Work instructions. Write the data out again exactly, dropping any images it holds.

═══ Supplied information

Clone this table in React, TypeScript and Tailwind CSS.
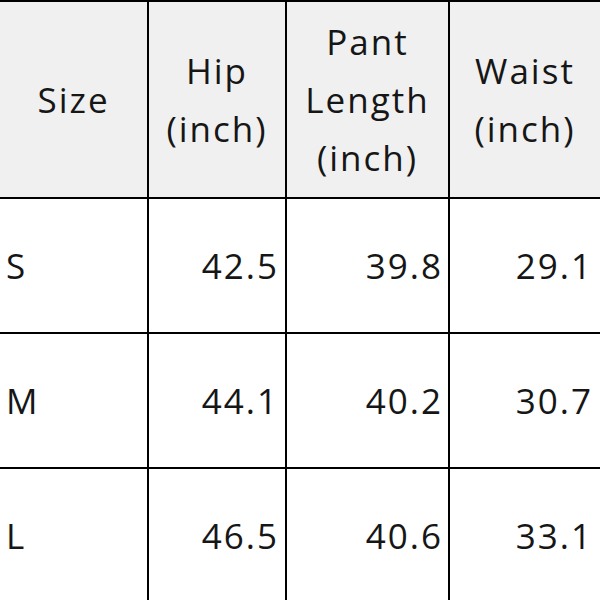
const rows = [
  { size: 'S', hip: '42.5', length: '39.8', waist: '29.1' },
  { size: 'M', hip: '44.1', length: '40.2', waist: '30.7' },
  { size: 'L', hip: '46.5', length: '40.6', waist: '33.1' },
];

export default function App() {
  return (
    <div className="w-[600px] h-[600px] overflow-hidden bg-white font-['Open_Sans',sans-serif] text-[#161616]">
      <table className="w-[600px] table-fixed border-collapse text-[35px] leading-[58px] tracking-[2px]">
        <thead>
          <tr className="h-[197px] bg-[#f0f0f0]">
            <th className="w-[148px] border-t-2 border-r-2 border-b-2 border-black font-normal text-center">
              Size
            </th>
            <th className="w-[138px] border-2 border-black font-normal text-center">
              Hip
              <br />
              (inch)
            </th>
            <th className="w-[163px] border-2 border-black font-normal text-center">
              Pant
              <br />
              Length
              <br />
              (inch)
            </th>
            <th className="w-[151px] border-t-2 border-l-2 border-b-2 border-black font-normal text-center">
              Waist
              <br />
              (inch)
            </th>
          </tr>
        </thead>
        <tbody>
          {rows.map((r) => (
            <tr key={r.size} className="h-[135px]">
              <td className="border-r-2 border-b-2 border-black pl-[6px] text-left">{r.size}</td>
              <td className="border-2 border-black pr-[6px] text-right">{r.hip}</td>
              <td className="border-2 border-black pr-[5px] text-right">{r.length}</td>
              <td className="border-l-2 border-b-2 border-black pr-[7px] text-right">{r.waist}</td>
            </tr>
          ))}
        </tbody>
      </table>
    </div>
  );
}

══════

Exercise result.
Clone this table in React, TypeScript and Tailwind CSS.
const rows = [
  { size: 'S', hip: '42.5', length: '39.8', waist: '29.1' },
  { size: 'M', hip: '44.1', length: '40.2', waist: '30.7' },
  { size: 'L', hip: '46.5', length: '40.6', waist: '33.1' },
];

export default function App() {
  return (
    <div className="w-[600px] h-[600px] overflow-hidden bg-white font-['Open_Sans',sans-serif] text-[#161616]">
      <table className="w-[600px] table-fixed border-collapse text-[35px] leading-[58px] tracking-[2px]">
        <thead>
          <tr className="h-[197px] bg-[#f0f0f0]">
            <th className="w-[148px] border-t-2 border-r-2 border-b-2 border-black font-normal text-center">
              Size
            </th>
            <th className="w-[138px] border-2 border-black font-normal text-center">
              Hip
              <br />
              (inch)
            </th>
            <th className="w-[163px] border-2 border-black font-normal text-center">
              Pant
              <br />
              Length
              <br />
              (inch)
            </th>
            <th className="w-[151px] border-t-2 border-l-2 border-b-2 border-black font-normal text-center">
              Waist
              <br />
              (inch)
            </th>
          </tr>
        </thead>
        <tbody>
          {rows.map((r) => (
            <tr key={r.size} className="h-[135px]">
              <td className="border-r-2 border-b-2 border-black pl-[6px] text-left">{r.size}</td>
              <td className="border-2 border-black pr-[6px] text-right">{r.hip}</td>
              <td className="border-2 border-black pr-[5px] text-right">{r.length}</td>
              <td className="border-l-2 border-b-2 border-black pr-[7px] text-right">{r.waist}</td>
            </tr>
          ))}
        </tbody>
      </table>
    </div>
  );
}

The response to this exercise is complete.